I am sympathetic, to sоme degree, with that part of the Court‘s opinion which in essence seeks to justify the disposition made of this cause by engaging in a chastisement of the appellants’ brief. It fails to state issues on appeal, as the Court notes; it fails to present a statement of facts, as the Court notes; and it fails to present аny argument explaining the whys and wherefores of allowing the action to be dismissed in order to appeal and test the validity of the trial court‘s ruling that Jensen acquired no easement—which was done very belatedly at oral argument for the very first time.
But, in the recent case of Lamb v.

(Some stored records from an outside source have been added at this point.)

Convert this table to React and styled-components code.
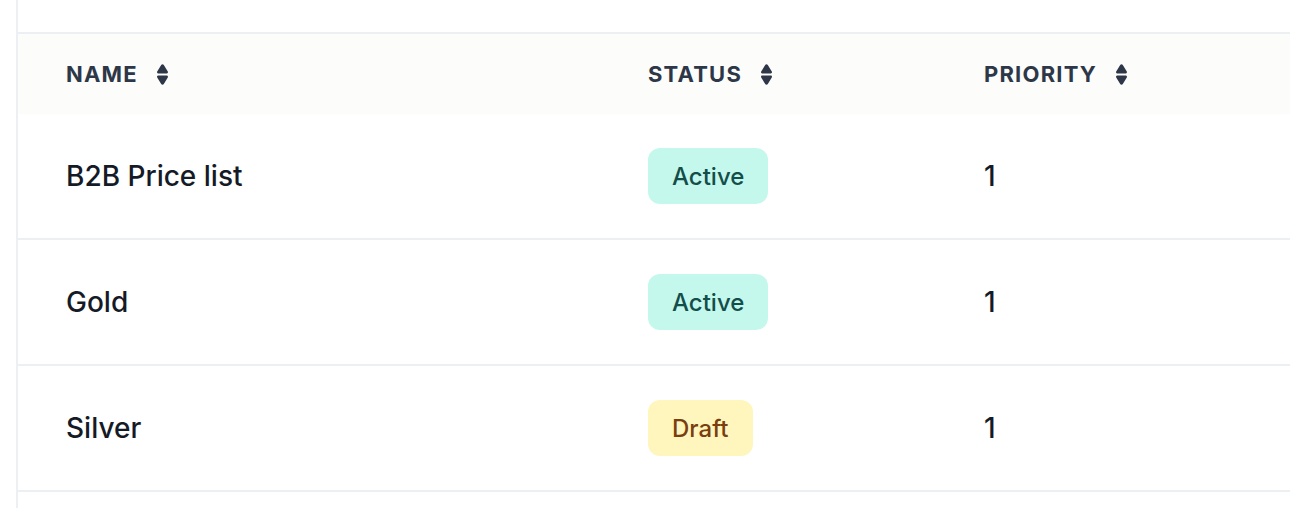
import React from 'react';
import styled, { createGlobalStyle } from 'styled-components';

const GlobalStyle = createGlobalStyle`
  body {
    margin: 0;
    background: #ffffff;
    font-family: Inter, "Noto Sans", sans-serif;
  }
`;

const Page = styled.div`
  padding-left: 16px;
  height: 508px;
  overflow: hidden;
`;

const Panel = styled.div`
  border-left: 2px solid #edf0f3;
  padding-top: 32px;
  min-height: 100%;
`;

const Table = styled.div`
  border-top: 2px solid #edf0f3;
`;

const Row = styled.div`
  display: grid;
  grid-template-columns: 582px 336px 1fr;
  align-items: center;
  padding-left: 48px;
  height: ${(p) => (p.$head ? '80px' : '124px')};
  background: ${(p) => (p.$head ? '#fcfcfb' : '#ffffff')};
  border-bottom: ${(p) => (p.$head ? 'none' : '2px solid #edf0f3')};
`;

const HeadCell = styled.div`
  display: flex;
  align-items: center;
  gap: 18px;
  font-size: 22px;
  font-weight: 700;
  letter-spacing: 1.2px;
  color: #2d3748;
  text-transform: uppercase;
`;

const Cell = styled.div`
  font-size: 28px;
  font-weight: 500;
  color: #151a27;
`;

const Badge = styled.span`
  display: inline-flex;
  align-items: center;
  height: 56px;
  padding: 0 24px;
  border-radius: 12px;
  font-size: 24px;
  font-weight: 500;
  background: ${(p) => (p.$tone === 'draft' ? '#fef6bd' : '#c5f8ec')};
  color: ${(p) => (p.$tone === 'draft' ? '#7a3e0f' : '#134e4a')};
`;

const SortIcon = () => (
  <svg width="13" height="23" viewBox="0 0 13 23" fill="#2d3748">
    <path d="M6.5 1.2c.5 0 1 .3 1.3.8l4 6.6c.5.8-.1 1.8-1 1.8H2.2c-.9 0-1.5-1-1-1.8l4-6.6c.3-.5.8-.8 1.3-.8z" />
    <path d="M6.5 21.8c.5 0 1-.3 1.3-.8l4-6.6c.5-.8-.1-1.8-1-1.8H2.2c-.9 0-1.5 1-1 1.8l4 6.6c.3.5.8.8 1.3.8z" />
  </svg>
);

const rows = [
  { name: 'B2B Price list', status: 'Active', priority: 1 },
  { name: 'Gold', status: 'Active', priority: 1 },
  { name: 'Silver', status: 'Draft', priority: 1 },
];

const columns = ['Name', 'Status', 'Priority'];

export default function App() {
  return (
    <>
      <GlobalStyle />
      <Page>
        <Panel>
          <Table>
            <Row $head>
              {columns.map((col) => (
                <HeadCell key={col}>
                  {col}
                  <SortIcon />
                </HeadCell>
              ))}
            </Row>
            {rows.map((row) => (
              <Row key={row.name}>
                <Cell>{row.name}</Cell>
                <div>
                  <Badge $tone={row.status === 'Draft' ? 'draft' : 'active'}>
                    {row.status}
                  </Badge>
                </div>
                <Cell>{row.priority}</Cell>
              </Row>
            ))}
          </Table>
        </Panel>
      </Page>
    </>
  );
}
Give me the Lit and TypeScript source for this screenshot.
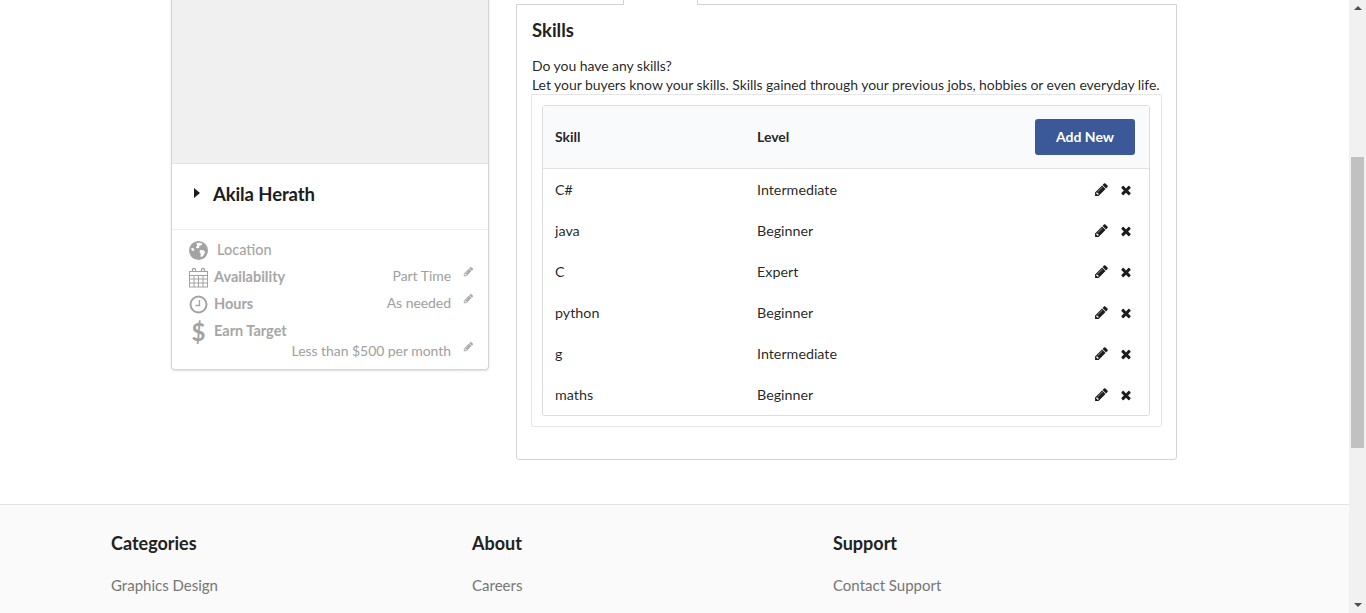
import { LitElement, html, css, svg } from 'lit';
import { customElement } from 'lit/decorators.js';

const pencil = (size: number) => html`<svg width=${size} height=${size} viewBox="0 0 1792 1792" fill="currentColor"><path d="M491 1536l91-91-235-235-91 91v107h128v128h107zm523-928q0-22-22-22-10 0-17 7l-542 542q-7 7-7 17 0 22 22 22 10 0 17-7l542-542q7-7 7-17zm-54-192l416 416-832 832h-416v-416zm683 96q0 53-37 90l-166 166-416-416 166-165q36-38 90-38 53 0 91 38l235 234q37 39 37 91z"/></svg>`;
const times = html`<svg width="14" height="14" viewBox="0 0 1792 1792" fill="currentColor"><path d="M1490 1322q0 40-28 68l-136 136q-28 28-68 28t-68-28l-294-294-294 294q-28 28-68 28t-68-28l-136-136q-28-28-28-68t28-68l294-294-294-294q-28-28-28-68t28-68l136-136q28-28 68-28t68 28l294 294 294-294q28-28 68-28t68 28l136 136q28 28 28 68t-28 68l-294 294 294 294q28 28 28 68z"/></svg>`;

const globe = svg`<circle cx="10" cy="10" r="9" fill="#a3a3a3"/><path d="M8 3.200c2-.9 4.300-.5 5.600.4l-.8 1.500-1.800.4-.4 1.800-1.900.7-1.300-1.200L8.900 5.200zM11.500 9.500l3.300.2 1.500 1.700-1.200 3-2 1.900-1.300-.5.400-2.400-1.300-2zM3.200 7.500l1.700.2 1.200 1.600-.7 1.200L3.500 10z" fill="#fff"/>`;
const calendar = svg`<g fill="none" stroke="#a3a3a3" stroke-width="1"><rect x="1.500" y="4.500" width="18" height="15.500"/><path d="M1.500 8.500h18M1.500 12h18M1.500 16h18M6 8.500V20M10.500 8.500V20M15 8.500V20"/><path d="M4.500 5V2.800a1.500 1.500 0 0 1 3 0V5M13.500 5V2.800a1.500 1.500 0 0 1 3 0V5" stroke-width="1.300"/></g>`;
const clock = svg`<g fill="none" stroke="#a3a3a3"><circle cx="10" cy="10.500" r="8" stroke-width="2"/><path d="M11 6v5.500H7" stroke-width="1.400"/></g>`;

const skills = [
  ['C#', 'Intermediate'],
  ['java', 'Beginner'],
  ['C', 'Expert'],
  ['python', 'Beginner'],
  ['g', 'Intermediate'],
  ['maths', 'Beginner'],
];

const footerCols = [
  ['Categories', 'Graphics Design'],
  ['About', 'Careers'],
  ['Support', 'Contact Support'],
];

@customElement('app-root')
export class AppRoot extends LitElement {
  static styles = css`
    :host {
      display: flex;
      height: 613px;
      overflow: hidden;
      font-family: Lato, 'Open Sans', sans-serif;
      font-size: 14px;
      color: rgba(0, 0, 0, 0.87);
      background: #fff;
    }
    .page {
      width: 1349px;
      flex: none;
    }
    .content {
      height: 504px;
      padding-left: 171px;
      display: flex;
      gap: 27px;
      box-sizing: border-box;
    }
    .profile {
      width: 318px;
      height: 370px;
      box-sizing: border-box;
      border: 1px solid #d4d4d5;
      border-top: 0;
      border-radius: 0 0 4px 4px;
      box-shadow: 0 1px 2px rgba(34, 36, 38, 0.15);
    }
    .photo {
      height: 163px;
      background: #f0f0f0;
      border-bottom: 1px solid #e4e4e4;
    }
    .name {
      height: 59px;
      padding: 0 0 6px 22px;
      display: flex;
      align-items: center;
      gap: 13px;
      font-size: 18.500px;
      font-weight: 700;
      letter-spacing: -0.1px;
      border-bottom: 1px solid #eeeeee;
      color: #1b1c1d;
    }
    .caret {
      width: 0;
      height: 0;
      border-left: 6px solid #1b1c1d;
      border-top: 5px solid transparent;
      border-bottom: 5px solid transparent;
      margin-top: -2px;
    }
    .facts {
      padding: 6px 14px 0 16px;
      color: #a0a0a0;
      font-size: 14.500px;
    }
    .fact {
      height: 27px;
      display: flex;
      align-items: center;
      gap: 5px;
    }
    .fact svg.ic {
      width: 21px;
      height: 21px;
      flex: none;
      margin-top: 2px;
    }
    .fact .label {
      font-weight: 700;
      color: #a6a6a6;
    }
    .fact.first .label {
      margin-left: 3px;
      font-weight: 500;
    }
    .dollar {
      width: 21px;
      flex: none;
      text-align: center;
      font-size: 24px;
      font-weight: 700;
      line-height: 25px;
      margin-top: 2px;
      color: #a3a3a3;
    }
    .value {
      margin-left: auto;
      margin-top: -2px;
      display: flex;
      align-items: center;
      gap: 12px;
      font-size: 14px;
      letter-spacing: -0.05px;
    }
    .value svg {
      color: #ababab;
      margin-top: -9px;
    }
    .own {
      height: 13px;
      margin-top: 0;
      justify-content: flex-end;
    }
    .right {
      width: 661px;
    }
    .tabs {
      height: 4px;
      display: flex;
    }
    .tab {
      width: 73px;
      height: 5px;
      margin-left: 107px;
      border: solid #d4d4d5;
      border-width: 0 1px;
      background: #fff;
      position: relative;
    }
    .panel {
      height: 456px;
      box-sizing: border-box;
      border: 1px solid #d4d4d5;
      border-radius: 0 0 3px 3px;
      padding: 0 14px 0 15px;
    }
    h2 {
      margin: 13px 0 0;
      font-size: 18.500px;
      line-height: 24px;
      font-weight: 700;
      color: #222;
    }
    .intro {
      margin: 14px 0 0;
      font-size: 14px;
      letter-spacing: -0.055px;
      line-height: 19px;
      white-space: nowrap;
    }
    .segment {
      width: 631px;
      margin-left: -1px;
      box-sizing: border-box;
      border: 1px solid #e6e6e6;
      border-radius: 2px;
      padding: 10px 11px 10px 10px;
    }
    .table {
      border: 1px solid #dcdcdd;
      border-radius: 3px;
    }
    .head {
      height: 62px;
      display: flex;
      align-items: center;
      background: #f9fafb;
      border-bottom: 1px solid #e2e2e3;
      padding: 0 14px 0 12px;
      font-weight: 700;
    }
    .head span {
      margin-top: -2px;
    }
    .row {
      height: 41px;
      display: flex;
      align-items: center;
      padding: 0 16px 0 12px;
      font-size: 14.300px;
    }
    .cell-skill {
      width: 202px;
    }
    .cell-level {
      flex: 1;
    }
    button {
      width: 100px;
      height: 36px;
      border: 0;
      border-radius: 3px;
      background: #3b5998;
      color: #fff;
      font: 700 14px Lato, sans-serif;
      padding: 0 0 2px;
    }
    .actions {
      display: flex;
      align-items: center;
      gap: 10px;
      color: #1b1c1d;
    }
    footer {
      height: 109px;
      box-sizing: border-box;
      background: #fafafa;
      border-top: 1px solid #e3e3e3;
      padding: 25px 0 0 111px;
      display: flex;
    }
    .col {
      width: 361px;
    }
    .col h4 {
      margin: 0;
      font-size: 18px;
      line-height: 26px;
      font-weight: 700;
      color: #222;
    }
    .col a {
      display: block;
      margin-top: 19px;
      font-size: 15px;
      line-height: 20px;
      color: #767676;
    }
    .scrollbar {
      width: 17px;
      flex: none;
      background: #f1f1f1;
      display: flex;
      flex-direction: column;
      align-items: center;
    }
    .arrow {
      width: 0;
      height: 0;
      border-left: 4px solid transparent;
      border-right: 4px solid transparent;
    }
    .arrow.up {
      margin-top: 6px;
      border-bottom: 4px solid #505050;
    }
    .thumb {
      width: 13px;
      height: 291px;
      margin-top: 147px;
      background: #c1c1c1;
    }
    .arrow.down {
      margin-top: auto;
      margin-bottom: 6px;
      border-top: 4px solid #505050;
    }
  `;

  renderFact(icon: unknown, label: string, value?: string, first = false) {
    return html`<div class="fact ${first ? 'first' : ''}">
      ${icon}
      <span class="label">${label}</span>
      ${value ? html`<span class="value">${value} ${pencil(11)}</span>` : ''}
    </div>`;
  }

  render() {
    return html`
      <div class="page">
        <div class="content">
          <div class="profile">
            <div class="photo"></div>
            <div class="name"><span class="caret"></span>Akila Herath</div>
            <div class="facts">
              ${this.renderFact(html`<svg class="ic" viewBox="0 0 20 20">${globe}</svg>`, 'Location', undefined, true)}
              ${this.renderFact(html`<svg class="ic" viewBox="0 0 21 21">${calendar}</svg>`, 'Availability', 'Part Time')}
              ${this.renderFact(html`<svg class="ic" viewBox="0 0 20 21">${clock}</svg>`, 'Hours', 'As needed')}
              ${this.renderFact(html`<span class="dollar">$</span>`, 'Earn Target')}
              <div class="own value"><span>Less than $500 per month</span>${pencil(11)}</div>
            </div>
          </div>
          <div class="right">
            <div class="tabs"><div class="tab"></div></div>
            <div class="panel">
              <h2>Skills</h2>
              <p class="intro">
                Do you have any skills?<br />
                Let your buyers know your skills. Skills gained through your previous jobs, hobbies or even everyday life.
              </p>
              <div class="segment">
                <div class="table">
                  <div class="head">
                    <span class="cell-skill">Skill</span>
                    <span class="cell-level">Level</span>
                    <button>Add New</button>
                  </div>
                  ${skills.map(
                    ([skill, level]) => html`<div class="row">
                      <span class="cell-skill">${skill}</span>
                      <span class="cell-level">${level}</span>
                      <span class="actions">${pencil(15)}${times}</span>
                    </div>`
                  )}
                </div>
              </div>
            </div>
          </div>
        </div>
        <footer>
          ${footerCols.map(
            ([title, link]) => html`<div class="col"><h4>${title}</h4><a>${link}</a></div>`
          )}
        </footer>
      </div>
      <div class="scrollbar">
        <span class="arrow up"></span>
        <div class="thumb"></div>
        <span class="arrow down"></span>
      </div>
    `;
  }
}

Robinson, 101 Idaho 703, 704, 620 P.2d 276, 277 (1980), we were furnished an appellants’ brief with the identical shortcomings: “At the outset it should be observed that the appellants’ brief is markedly lacking in compliance to the rules set down by this Court for appellate procedure.” Nevertheless, the Court sua sponte raised an issue of lessor‘s negligence as the cause of insufficiency of the irrigation system, and on that issuе predicated a reversal with directions to the trial court to make specific findings—all of this notwithstanding that the findings were totally sufficient, and were not challenged on the appeal. It should not be surprising that some may find the inconsistency in the Court‘s treatment of noncomplying briefs in the two cases a bit bewildering. In one сase, Lamb v. Robinson, the appellants receive a mild rebuke but prevail with the Court‘s intervention—whereas in this case Jensen (actually his counsel) is chastised, and does not get heard on the merits.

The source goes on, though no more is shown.